Мы здоровы после здешней тревоги 14 декабря. Я был во дворце с дочерьми, выходил на Исаакиевскую площадь, видел ужасные лица, слышал ужасные слова, и камней пять-шесть упало к моим ногам. Новый император оказал неустрашимость и твердость. Первые два выстрела рассеяли безумцев с «Полярного Звездою», Бестужевым, Рылеевым и достойными их клевретами… Я, мирный историограф, алкал пушечного грома, будучи уверен, что не было иного способа прекратить мятежа… Я… чувствовал живо, сильно, но сам дивился спокойствию моей души странной; опасность под носом уже для меня не опасность, а рок и не смущает сердца: смотришь ей прямо в глаза с какою-то тишиною…»

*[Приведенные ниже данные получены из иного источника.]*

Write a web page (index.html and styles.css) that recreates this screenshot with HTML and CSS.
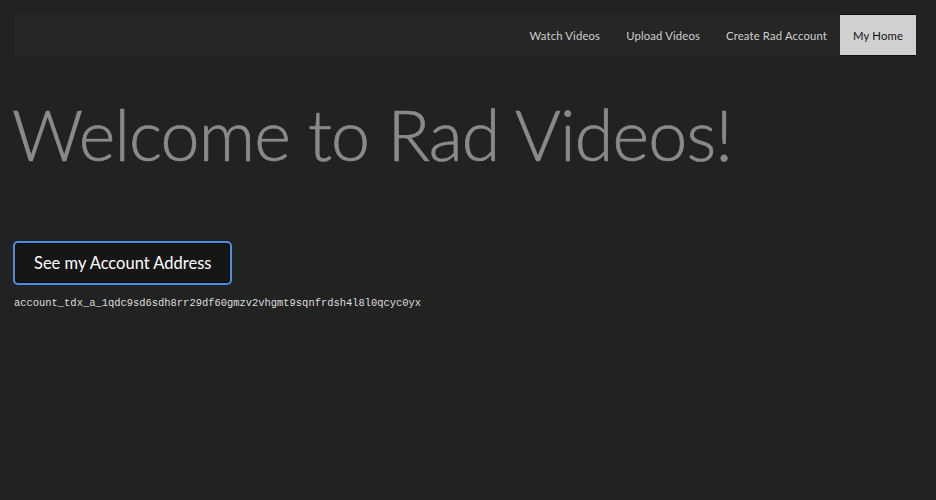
FILE: index.html
```html
<!DOCTYPE html>
<html>
<head>
<meta charset="utf-8">
<link rel="stylesheet" href="styles.css">
</head>
<body>
<div class="page">
  <nav class="nav">
    <a class="nav-item">Watch Videos</a>
    <a class="nav-item">Upload Videos</a>
    <a class="nav-item">Create Rad Account</a>
    <a class="nav-item active">My Home</a>
  </nav>
  <h1 class="title">Welcome to Rad Videos!</h1>
  <button class="account-btn">See my Account Address</button>
  <div class="address">account_tdx_a_1qdc9sd6sdh8rr29df60gmzv2vhgmt9sqnfrdsh4l8l0qcyc0yx</div>
</div>
</body>
</html>
```
FILE: styles.css
```css
html, body {
  margin: 0;
  padding: 0;
  background: #222222;
  height: 100%;
}
body {
  font-family: Lato, "Noto Sans", sans-serif;
}
.page {
  padding: 14px 20px 0 14px;
}
.nav {
  display: flex;
  justify-content: flex-end;
  height: 42px;
  background: #262626;
}
.nav-item {
  display: flex;
  align-items: center;
  padding: 1px 13px 0;
  font-size: 11.3px;
  color: #cfcfcf;
  letter-spacing: 0.15px;
}
.nav-item.active {
  background: #d0d0d0;
  color: #111;
  border-top: 1px solid #111;
  border-bottom: 1px solid #111;
  box-sizing: border-box;
}
.title {
  margin: 38px 0 0 -2px;
  font-size: 70px;
  font-weight: 300;
  color: #8a8a8a;
  -webkit-text-stroke: 0.7px #8a8a8a;
  line-height: 80px;
  letter-spacing: -0.85px;
}
.account-btn {
  display: block;
  margin-top: 67px;
  margin-left: -1px;
  height: 44px;
  padding: 0 19px;
  background: #161616;
  color: #fff;
  font-family: Lato, "Noto Sans", sans-serif;
  font-size: 16.5px;
  border: 2px solid #4a8fe0;
  border-radius: 5px;
  box-shadow: inset 0 0 0 1px #0a0a0a;
}
.address {
  margin-top: 12px;
  font-family: "Liberation Mono", monospace;
  font-size: 10.45px;
  color: #dddddd;
}
```
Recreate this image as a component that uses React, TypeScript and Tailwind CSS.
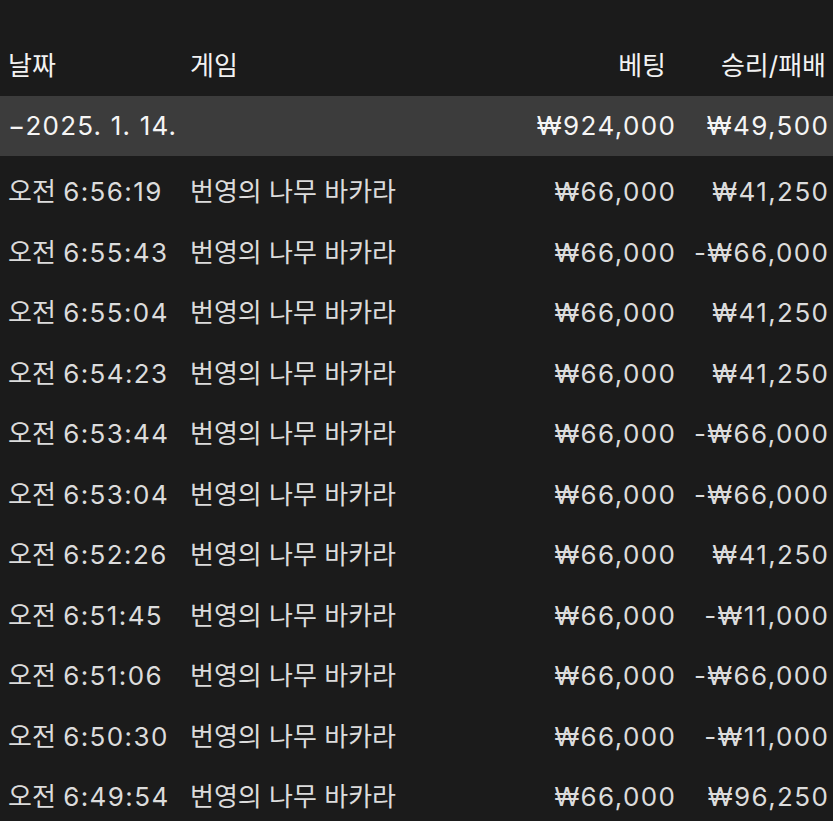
import React from "react";

const rows: [string, string][] = [
  ["6:56:19", "₩41,250"],
  ["6:55:43", "-₩66,000"],
  ["6:55:04", "₩41,250"],
  ["6:54:23", "₩41,250"],
  ["6:53:44", "-₩66,000"],
  ["6:53:04", "-₩66,000"],
  ["6:52:26", "₩41,250"],
  ["6:51:45", "-₩11,000"],
  ["6:51:06", "-₩66,000"],
  ["6:50:30", "-₩11,000"],
  ["6:49:54", "₩96,250"],
];

const font = { fontFamily: 'Inter, "Noto Sans CJK KR", "Noto Sans", sans-serif' };

export default function App() {
  return (
    <div
      className="w-[833px] h-[821px] bg-[#1b1b1b] overflow-hidden pt-[36px] text-[26px] leading-none"
      style={font}
    >
      <div className="grid grid-cols-[182px_1fr_auto_153px] items-center h-[60px] pl-[8px] pr-[5px] text-[#f2f2f2]">
        <div>날짜</div>
        <div>게임</div>
        <div className="text-right pr-[9px]">베팅</div>
        <div className="text-right pr-[2px]">승리/패배</div>
      </div>
      <div className="grid grid-cols-[182px_1fr_auto_153px] items-center h-[60px] pl-[8px] pr-[5px] bg-[#3c3c3c] text-[#f5f5f5]">
        <div className="col-span-2 tracking-[1.2px]">−2025. 1. 14.</div>
        <div className="text-right tracking-[1.4px] mr-[-1.4px]">₩924,000</div>
        <div className="text-right tracking-[1.4px] mr-[-1.4px]">₩49,500</div>
      </div>
      <div className="mt-[6px]">
        {rows.map(([t, w], i) => (
          <div
            key={i}
            className="grid grid-cols-[182px_1fr_auto_153px] items-center h-[60.5px] pl-[8px] pr-[5px] text-[#dcdcdc]"
          >
            <div>
              오전 <span className="tracking-[1.4px]">{t}</span>
            </div>
            <div>번영의 나무 바카라</div>
            <div className="text-right tracking-[1.4px] mr-[-1.4px]">₩66,000</div>
            <div className="text-right tracking-[1.4px] mr-[-1.4px]">{w}</div>
          </div>
        ))}
      </div>
    </div>
  );
}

Так «карамзинизм» и вся связанная с ним система нравственных понятий и представлений развивались самим Карамзиным. Так в этом случае сфера нравственности соприкоснулась с непосредственно политической сферой. Так вел и так чувствовал себя «меланхолик» этого рода в тот день на Сенатской. Приведенный тут документ — не «проходной», не просто «один из фактов» социально-нравственной биографии Карамзина, биографии его души. Если этот единичный факт поставить в связь с иными подобного же рода фактами (то есть рассмотреть его в контексте собственно литературной деятельности автора «Бедной Лизы» и «Истории государства Российского»), он обернется своеобразным «увенчанием» карамзинского сентиментализма, хотя, конечно, не в литературном, а в нравственном отношении. Но Карамзин своим литературным творчеством открыл дверь в мир личностной нравственности и утвердил «суверенность» личных чувств в жизни общества не для того, чтобы только он один и имел ключ от этой двери. Через эту дверь прошло целое, можно сказать, поколение русских людей, целое поколение дворянского сословия, и шли они в разных, порой диаметрально противоположных, направлениях. Всякий, кто делает какое-то открытие, так или иначе сознает это — иначе он не смог бы указать на то, что сделал, кому-либо вообще, иначе, идя без остановки дальше, он затоптал бы сам то, что открыл. Карамзин и не был бы Карамзиным, если бы не чувствовал, что тот путь нравственного самосознания, на который он вступил сам — как литератор, сгодится и для других людей, идущих с иными, нежели у него, целями. Он дажё захотел как-то теоретически сформулировать это соображение.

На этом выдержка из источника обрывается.